We as a society are at the crux of two growing problems. Our economy is straining from excesses and abuse, and our ecology is suffering from the same problems. We simply use too much of everything and exert little effort to conserve our resources.
The leadership at the Murfreesboro Post has been concerned about this trend for over two years. After much debate and consulting outside experts in fields of ink technology, recycling, language arts, personnel efficiency and other related areas, the following action is being announced to take a leadership position in our community and the publishing industry.
Beginning April 1, the Murfreesboro Post will use the new TXT format for all articles. This new and innovative publishing language promises to save tons of ink within the first three decades. For an average article of approximately 700 words, there will be a reduction of approximately 30 percent in the number of text characters used.
The change will also result in publishing fewer pages; thereby saving paper, pulp trees, landfill waste and the time required to read the Post cover-to-cover. You will need to turn thirty percent fewer pages to get through all of the content.
Approximately seven percent savings will be seen in fuel costs for the carriers that deliver the papers. By carrying a lighter load, the carriers will realize a greater fuel economy. We expect fewer cases of “carrier’s tendonitis” as well, because the papers they are tossing will weigh approximately a quarter less than current papers. (The weight differential will be less dramatic due to the inclusion of Parade, which has not yet agreed to adopt the new publishing language. Discussions are still underway and a change may be announced soon.)

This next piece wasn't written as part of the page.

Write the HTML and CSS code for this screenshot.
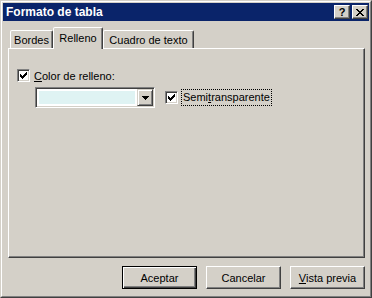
FILE: index.html
```
<!DOCTYPE html>
<html lang="es">
<head>
<meta charset="utf-8">
<title>Formato de tabla</title>
<link rel="stylesheet" href="styles.css">
</head>
<body>
<div class="window">
  <div class="frame">
    <div class="titlebar">
      <span class="title">Formato de tabla</span>
      <div class="caption-buttons">
        <span class="cap-btn help">?</span>
        <span class="cap-btn close">
          <svg width="8" height="7" viewBox="0 0 8 7" shape-rendering="crispEdges"><path d="M0 0h2v1H0zM6 0h2v1H6zM1 1h2v1H1zM5 1h2v1H5zM2 2h4v1H2zM3 3h2v1H3zM2 4h4v1H2zM1 5h2v1H1zM5 5h2v1H5zM0 6h2v1H0zM6 6h2v1H6z" fill="#000"/></svg>
        </span>
      </div>
    </div>
    <div class="body">
      <div class="tabs">
        <div class="tab tab-bordes">Bordes</div>
        <div class="tab tab-relleno active">Relleno</div>
        <div class="tab tab-cuadro">Cuadro de texto</div>
      </div>
      <div class="panel">
        <div class="row">
          <span class="checkbox">
            <svg width="7" height="7" viewBox="0 0 7 7" shape-rendering="crispEdges"><path d="M6 0h1v1H6zM5 1h2v1H5zM0 2h1v1H0zM4 2h3v1H4zM0 3h2v1H0zM3 3h3v1H3zM0 4h5v1H0zM1 5h3v1H1zM2 6h1v1H2z" fill="#000"/></svg>
          </span>
          <span class="label"><u>C</u>olor de relleno:</span>
        </div>
        <div class="row row-combo">
          <div class="combo">
            <div class="combo-field"><div class="swatch"></div></div>
            <div class="combo-btn">
              <svg width="7" height="4" viewBox="0 0 7 4" shape-rendering="crispEdges"><path d="M0 0h7v1H0zM1 1h5v1H1zM2 2h3v1H2zM3 3h1v1H3z" fill="#000"/></svg>
            </div>
          </div>
          <span class="checkbox checkbox-semi">
            <svg width="7" height="7" viewBox="0 0 7 7" shape-rendering="crispEdges"><path d="M6 0h1v1H6zM5 1h2v1H5zM0 2h1v1H0zM4 2h3v1H4zM0 3h2v1H0zM3 3h3v1H3zM0 4h5v1H0zM1 5h3v1H1zM2 6h1v1H2z" fill="#000"/></svg>
          </span>
          <span class="label focus">Semi<u>t</u>ransparente</span>
        </div>
      </div>
      <div class="buttons">
        <button class="btn default">Aceptar</button>
        <button class="btn">Cancelar</button>
        <button class="btn"><u>V</u>ista previa</button>
      </div>
    </div>
  </div>
</div>
</body>
</html>
```
FILE: styles.css
```
body {
  margin: 0;
  font-family: "Liberation Sans", Arial, sans-serif;
  font-size: 11px;
  color: #000;
}

.window {
  width: 372px;
  height: 298px;
  box-sizing: border-box;
  border: 1px solid;
  border-color: #d4d0c8 #404040 #404040 #d4d0c8;
  background: #d4d0c8;
}

.frame {
  height: 100%;
  box-sizing: border-box;
  border: 1px solid;
  border-color: #fff #808080 #808080 #fff;
  padding: 1px;
  display: flex;
  flex-direction: column;
}

.titlebar {
  height: 18px;
  flex: none;
  background: #0a246a;
  display: flex;
  align-items: center;
  justify-content: space-between;
  padding: 0 1px 0 3px;
}

.title {
  color: #fff;
  font-weight: bold;
  font-size: 12px;
}

.caption-buttons {
  display: flex;
  gap: 2px;
}

.cap-btn {
  width: 16px;
  height: 14px;
  box-sizing: border-box;
  background: #d4d0c8;
  border: 1px solid;
  border-color: #fff #404040 #404040 #fff;
  box-shadow: inset -1px -1px #808080;
  display: flex;
  align-items: center;
  justify-content: center;
  font-weight: bold;
  font-size: 11px;
  line-height: 1;
}

.cap-btn svg {
  display: block;
}

.body {
  flex: 1;
  padding: 6px 4px 0 5px;
  display: flex;
  flex-direction: column;
}

.tabs {
  display: flex;
  align-items: flex-end;
  height: 21px;
  padding-left: 2px;
  position: relative;
  z-index: 1;
}

.tab {
  height: 18px;
  box-sizing: border-box;
  border: 1px solid;
  border-bottom: none;
  border-color: #fff #404040 transparent #fff;
  box-shadow: inset -1px 0 #808080;
  border-radius: 2px 2px 0 0;
  display: flex;
  align-items: center;
  justify-content: center;
  background: #d4d0c8;
}

.tab.active {
  height: 22px;
  margin-bottom: -1px;
  padding-bottom: 2px;
}

.tab-bordes { width: 43px; }
.tab-relleno { width: 50px; }
.tab-cuadro { width: 91px; }

.panel {
  height: 210px;
  flex: none;
  box-sizing: border-box;
  border: 1px solid;
  border-color: #fff #404040 #404040 #fff;
  box-shadow: inset -1px -1px #808080;
  padding: 20px 8px 0 8px;
}

.row {
  display: flex;
  align-items: center;
}

.row-combo {
  margin-top: 5px;
  margin-left: 18px;
}

.checkbox {
  width: 13px;
  height: 13px;
  flex: none;
  box-sizing: border-box;
  border: 1px solid;
  border-color: #808080 #fff #fff #808080;
  box-shadow: inset 1px 1px #404040, inset -1px -1px #d4d0c8;
  background: #fff;
}

.checkbox svg {
  display: block;
  margin: 2px;
}

.label {
  margin-left: 4px;
}

.combo {
  width: 120px;
  height: 21px;
  flex: none;
  box-sizing: border-box;
  border: 1px solid;
  border-color: #808080 #fff #fff #808080;
  box-shadow: inset 1px 1px #404040, inset -1px -1px #d4d0c8;
  background: #fff;
  padding: 1px;
  display: flex;
}

.combo-field {
  flex: 1;
  padding: 2px;
}

.swatch {
  height: 100%;
  background: #dff3f3;
}

.combo-btn {
  width: 16px;
  height: 17px;
  box-sizing: border-box;
  border: 1px solid;
  border-color: #d4d0c8 #404040 #404040 #d4d0c8;
  box-shadow: inset 1px 1px #fff, inset -1px -1px #808080;
  background: #d4d0c8;
  display: flex;
  align-items: center;
  justify-content: center;
}

.combo-btn svg {
  display: block;
}

.checkbox-semi {
  margin-left: 10px;
}

.label.focus {
  margin-left: 3px;
  border: 1px dotted #000;
  padding: 1px 1px 2px;
}

.buttons {
  display: flex;
  justify-content: flex-end;
  gap: 9px;
  margin-top: 8px;
}

.btn {
  width: 75px;
  height: 23px;
  box-sizing: border-box;
  font: inherit;
  color: #000;
  background: #d4d0c8;
  border: 1px solid;
  border-color: #fff #404040 #404040 #fff;
  box-shadow: inset -1px -1px #808080;
  padding: 0;
}

.btn.default {
  border-color: #000;
  box-shadow: inset 1px 1px #fff, inset -1px -1px #404040, inset -2px -2px #808080;
}
```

Although the TXT publishing language is widely used by the European press, the Murfreesboro Post will be the first locally owned community newspaper to make the change.
Here’s how the new language will work. It is partly based on the popular trend of abbreviating words and expressions when sending messages over phones and in chat sessions on the internet. This rapidly developing language saves keystrokes by eliminating all but the most essential characters required to communicate the meaning of the word or phrase. For example, the letters CU are used to take the place of the frequently used phrase “I’ll see you.” In this case two characters take the place of thirteen characters and spaces. It is easy to imagine the financial savings and ecological advantages that will be realized when all publishers adopt the new TXT publishing language standards.
Here are some more examples common in phone texting and computer chat communications:
AOTA All of the above BFAW Best friend at work BFN or B4N Bye for now BTW By the way ROTFL Rolling in the floor laughing
You get the idea.
In addition, standard abbreviations commonly used are integrated into the language, for example:
ASAP As soon as possible BYOB Bring your own beer AYCE All you can eat VIP Very important person
New for many people will be expressions used in military, police and radio communications based on “10 codes”.
10-4 OK, Affirmative 10-7 Unavailable or out of service 10-8 Back in service or available 10-20 Location
Other key words are created on the spot, when the editor realizes that a substantial printing efficiency can be realized by the omission of or substitution of certain characters or words. For example, COMNC8 might replace the often used word communicate, thus realizing a printing efficiency of nearly 50 percent.
Here is an example of how a typical newspaper headline and story might look:
Brk Obma 2 Met Wth Terst Ledrs
Prsdnt O anouncd tht he wld met wth ledrs f grups sspctd f insh8ng terst atax on Amrcn trups 2 sek comn grnd.
Although it might appear more difficult to actually read the news, most readers will find that they will adapt to the changes rapidly. To practice, one recommendation is to ask a 16-year-old to work with you by sending random text messages to your cell phone during the day.
When asked why April 1 was selected as the official starting date for the TXT language, Post publisher Mike Pirtle responded, “Isnt tht obvs?”